In 1855, Harriet married Edward Law, a property dealer. Both embraced secularist ideals and disavowed religion, with Harriet turning the energies previously invested in Baptist preaching towards this new cause. Within five years of her marriage, Harriet was acknowledged as the leading female secularist speaker, championing equality between the sexes as well as the separation of Church and state.

Law became president of the Freethought League in 1869, and was a co-founder in 1877 of the British Secular Union. That same year she published An Hour with Harriet Martineau. In 1876, she took over editorship of the Secular Chronicle, and in it advanced her secularist and feminist ideas. Law’s daughter, Harriet T. Law, also contributed regularly to The Secular Chronicle, profiling a range of notable freethinkers, from Edward Gibbon to Charles Darwin.

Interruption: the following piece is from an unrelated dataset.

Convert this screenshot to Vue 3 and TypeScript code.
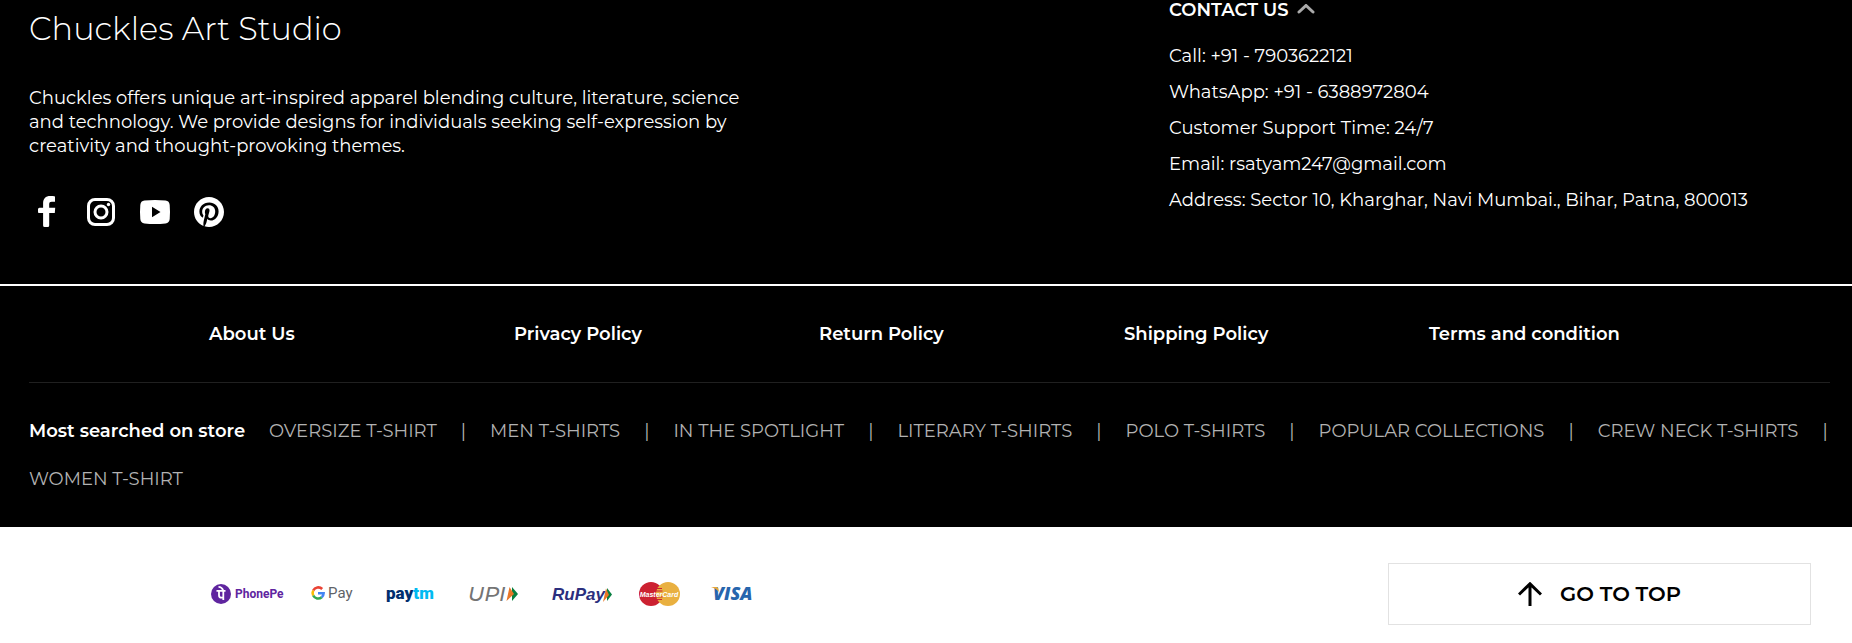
<script setup lang="ts">
import { ref } from 'vue'

interface Contact {
  label: string
  value: string
}

const contactOpen = ref(true)

const contacts: Contact[] = [
  { label: 'Call', value: '+91 - 7903622121' },
  { label: 'WhatsApp', value: '+91 - 6388972804' },
  { label: 'Customer Support Time', value: '24/7' },
  { label: 'Email', value: 'rsatyam247@gmail.com' },
  { label: 'Address', value: 'Sector 10, Kharghar, Navi Mumbai., Bihar, Patna, 800013' },
]

const policies: string[] = [
  'About Us',
  'Privacy Policy',
  'Return Policy',
  'Shipping Policy',
  'Terms and condition',
]

const searches: string[] = [
  'OVERSIZE T-SHIRT',
  'MEN T-SHIRTS',
  'IN THE SPOTLIGHT',
  'LITERARY T-SHIRTS',
  'POLO T-SHIRTS',
  'POPULAR COLLECTIONS',
  'CREW NECK T-SHIRTS',
  'WOMEN T-SHIRT',
]

function goToTop(): void {
  window.scrollTo({ top: 0, behavior: 'smooth' })
}
</script>

<template>
  <footer class="footer">
    <div class="dark">
      <div class="intro">
        <section class="about">
          <h2 class="brand">Chuckles Art Studio</h2>
          <p class="blurb">
            Chuckles offers unique art-inspired apparel blending culture, literature, science<br />
            and technology. We provide designs for individuals seeking self-expression by<br />
            creativity and thought-provoking themes.
          </p>
          <nav class="social" aria-label="Social media">
            <a href="#" aria-label="Facebook">
              <svg viewBox="0 0 36 36" aria-hidden="true">
                <path d="M26 2.400v5.400h-3.200c-1.900 0-2.600.8-2.600 2.500v3.400h6l-.4 5.300h-5.600v12.500q0 1.500-1.500 1.500h-3.100q-1.500 0-1.500-1.500V19h-4.300Q9 19 9 17.500v-2.300q0-1.500 1.500-1.500h3.600V9.500c0-4.900 2.500-7.500 7.200-7.500 1.900 0 3.600.1 4.700.4z" fill="#fff" />
              </svg>
            </a>
            <a href="#" aria-label="Instagram">
              <svg viewBox="0 0 36 36" aria-hidden="true">
                <rect x="5.500" y="5.500" width="25" height="25" rx="6.500" fill="none" stroke="#fff" stroke-width="3" />
                <circle cx="18" cy="18" r="6" fill="none" stroke="#fff" stroke-width="3" />
                <circle cx="25.500" cy="10.500" r="1.700" fill="#fff" />
              </svg>
            </a>
            <a href="#" aria-label="YouTube">
              <svg viewBox="0 0 36 36" aria-hidden="true">
                <path d="M7.500 6.600Q18 5.500 28.500 6.600 32.400 7 32.700 11q.6 7 0 14-.3 4-4.200 4.400-10.500 1.100-21 0Q3.600 29 3.300 25q-.6-7 0-14 .3-4 4.200-4.400zM15 12.800v10.400l8.500-5.200z" fill="#fff" fill-rule="evenodd" />
              </svg>
            </a>
            <a href="#" aria-label="Pinterest">
              <svg viewBox="0 0 24 24" aria-hidden="true">
                <path transform="translate(2 2) scale(.8333)" d="M12 0C5.373 0 0 5.372 0 12c0 5.084 3.163 9.426 7.627 11.174-.105-.949-.2-2.405.042-3.441.218-.937 1.407-5.965 1.407-5.965s-.359-.719-.359-1.782c0-1.668.967-2.914 2.171-2.914 1.023 0 1.518.769 1.518 1.690 0 1.029-.655 2.568-.994 3.995-.283 1.194.599 2.169 1.777 2.169 2.133 0 3.772-2.249 3.772-5.495 0-2.873-2.064-4.882-5.012-4.882-3.414 0-5.418 2.561-5.418 5.207 0 1.031.397 2.138.893 2.738.098.119.112.224.083.345l-.333 1.360c-.053.220-.174.267-.402.161-1.499-.698-2.436-2.889-2.436-4.649 0-3.785 2.750-7.262 7.929-7.262 4.163 0 7.398 2.967 7.398 6.931 0 4.136-2.607 7.464-6.227 7.464-1.216 0-2.359-.631-2.750-1.378l-.748 2.853c-.271 1.043-1.002 2.350-1.492 3.146C9.570 23.812 10.763 24 12 24c6.627 0 12-5.373 12-12S18.627 0 12 0z" fill="#fff" />
              </svg>
            </a>
          </nav>
        </section>

        <section class="contact">
          <button class="contact-toggle" type="button" :aria-expanded="contactOpen" @click="contactOpen = !contactOpen">
            CONTACT US
            <svg viewBox="0 0 18 12" aria-hidden="true">
              <path d="M2 8 9 1.500l7 6.500" fill="none" stroke="#aaa" stroke-width="3" stroke-linecap="round" />
            </svg>
          </button>
          <ul v-show="contactOpen" class="contact-list">
            <li v-for="c in contacts" :key="c.label">{{ c.label }}: {{ c.value }}</li>
          </ul>
        </section>
      </div>

      <div class="links">
        <nav class="policies" aria-label="Policies">
          <a v-for="p in policies" :key="p" href="#">{{ p }}</a>
        </nav>
        <div class="searches">
          <strong>Most searched on store</strong>
          <template v-for="(s, i) in searches" :key="s">
            <a href="#">{{ s }}</a>
            <span v-if="i < searches.length - 1" class="bar">|</span>
          </template>
        </div>
      </div>
    </div>

    <div class="bottom">
      <div class="payments">
        <svg width="76" height="28" viewBox="0 0 76 28" role="img" aria-label="PhonePe">
          <circle cx="11" cy="14" r="10" fill="#5f259f" />
          <path d="M6.500 10.800h9M9 10.800v4.400q0 2.500 2.500 2.500h1.800M13.300 10.800V20M8.500 6.800q3.500 0 4.800 4" fill="none" stroke="#fff" stroke-width="1.800" />
          <text class="phonepe" x="25" y="18">PhonePe</text>
        </svg>
        <svg width="48" height="28" viewBox="0 0 48 28" role="img" aria-label="Google Pay">
          <g fill="none" stroke-width="2.600">
            <path d="M12.200 9A5.600 5.600 0 0 0 3.200 10.500" stroke="#ea4335" />
            <path d="M3.200 10.500a5.600 5.600 0 0 0 0 5" stroke="#fbbc04" />
            <path d="M3.200 15.500a5.600 5.600 0 0 0 8.500 1.800" stroke="#34a853" />
            <path d="M11.700 17.300A5.600 5.600 0 0 0 13.600 13.300H8" stroke="#4285f4" />
          </g>
          <text class="gpay" x="18" y="18">Pay</text>
        </svg>
        <svg width="56" height="28" viewBox="0 0 56 28" role="img" aria-label="Paytm">
          <text class="paytm" x="4" y="19">pay<tspan fill="#00baf2">tm</tspan></text>
        </svg>
        <svg width="62" height="28" viewBox="0 0 62 28" role="img" aria-label="UPI">
          <text class="upi" x="6" y="21">UPI</text>
          <path d="M50 7v14l6-7z" fill="#098041" />
          <path d="M47.500 7 44.500 21l7.500-7z" fill="#e97626" />
        </svg>
        <svg width="64" height="28" viewBox="0 0 64 28" role="img" aria-label="RuPay">
          <text class="rupay" x="4" y="20">RuPay</text>
          <path d="M59 8v13l5-6.500z" fill="#098041" />
          <path d="M58 8.500 55 22l6-7z" fill="#e97626" />
        </svg>
        <svg width="46" height="28" viewBox="0 0 46 28" role="img" aria-label="MasterCard">
          <circle cx="15" cy="14" r="12" fill="#cc2131" />
          <circle cx="32" cy="14" r="12" fill="#e9b040" />
          <path d="M21 8.500h5M20 11h6.500M20 17h6.500M21 19.500h5" stroke="#cc2131" />
          <text class="mastercard" x="23" y="17">MasterCard</text>
        </svg>
        <svg width="48" height="28" viewBox="0 0 48 28" role="img" aria-label="Visa">
          <text class="visa" x="7" y="20">VISA</text>
          <path d="M5 7h5.500q1.500 0 1.900 1.500L13 12Q10.500 8.500 5 7z" fill="#e7a83b" />
        </svg>
      </div>
      <button class="top" type="button" @click="goToTop">
        <svg viewBox="0 0 24 24" aria-hidden="true">
          <path d="M12 24V2M1 12.500 12 1.800l11 10.700" fill="none" stroke="#000" stroke-width="3" />
        </svg>
        GO TO TOP
      </button>
    </div>
  </footer>
</template>

<style>
body {
  margin: 0;
  background: #fff;
}
</style>

<style scoped>
.footer {
  font-family: Montserrat, Inter, sans-serif;
  font-size: 18px;
  line-height: 24px;
}
.dark {
  background: #000;
  color: #fff;
}
.intro {
  display: grid;
  grid-template-columns: 1140fr 655fr;
  padding: 0 28px 54px 29px;
  border-bottom: 2px solid #fff;
}
.brand {
  margin: 8px 0 36px;
  font-size: 32px;
  font-weight: 350;
  line-height: 42px;
}
.blurb {
  margin: 0 0 36px;
}
.social {
  display: flex;
  gap: 18px;
}
.social a,
.social svg {
  display: block;
  width: 36px;
  height: 36px;
}
.contact-toggle {
  display: flex;
  align-items: center;
  gap: 8px;
  margin: 0 0 18px;
  padding: 0;
  border: 0;
  background: none;
  color: #fff;
  font: inherit;
  font-weight: 600;
  line-height: 20px;
}
.contact-toggle svg {
  width: 18px;
  height: 12px;
}
.contact-list {
  margin: 0;
  padding: 0;
  list-style: none;
  line-height: 36px;
}
.links {
  padding: 0 22px 24px 29px;
}
a {
  color: inherit;
  text-decoration: none;
}
.policies {
  display: grid;
  grid-template-columns: repeat(5, 1fr);
  padding: 36px 96px 36px 180px;
  border-bottom: 1px solid #202020;
  font-weight: 600;
}
.searches {
  display: flex;
  flex-wrap: wrap;
  column-gap: 24px;
  padding-top: 24px;
  line-height: 48px;
  color: #b2b2b2;
}
.searches strong {
  color: #fff;
  font-weight: 600;
}
.bottom {
  display: grid;
  grid-template-columns: 1178fr 423fr;
  align-items: center;
  padding: 36px 41px 18px 210px;
}
.payments {
  display: flex;
  gap: 24px;
}
.phonepe {
  font: 700 12px Roboto, sans-serif;
  fill: #5f259f;
}
.gpay {
  font: 400 15px Roboto, sans-serif;
  fill: #5f6368;
}
.paytm {
  font: 900 17px Roboto, sans-serif;
  fill: #002e6e;
}
.upi {
  font: italic 500 21px Montserrat, "DejaVu Sans", sans-serif;
  fill: #747474;
}
.rupay {
  font: italic 700 17px "Liberation Sans", sans-serif;
  fill: #2b2f7e;
}
.mastercard {
  font: italic 700 7px "Liberation Sans", sans-serif;
  fill: #fff;
  text-anchor: middle;
}
.visa {
  font: italic 800 18px "Open Sans", sans-serif;
  fill: #2765ad;
}
.top {
  display: flex;
  align-items: center;
  justify-content: center;
  gap: 18px;
  height: 62px;
  padding: 0;
  border: 1px solid #e2e2e2;
  background: #fff;
  color: #000;
  font: inherit;
  font-size: 21px;
  font-weight: 600;
}
.top svg {
  width: 24px;
  height: 24px;
}
</style>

Harriet Law died from a heart attack on 19 July 1897, and was buried at Forest Hill cemetery four days later. Her daughter Florence Aspasia Law, born in 1863, went on to take an active role in the South London Ethical Society, and authored a pamphlet for the Union of Ethical Societies entitled A Religion for Everybody.

Influence

Like other freethinking women raised religious, such as Margaret Chappellsmith and Emma Martin, Harriet turned an exacting knowledge of the Bible into a tool for withering criticism of Christianity. Her example clearly links the radical secularism of the 19th century freethinkers, with the emerging organised humanism of the ethical societies: Law’s legacy of humanist reform carried on by her daughter in the Ethical movement.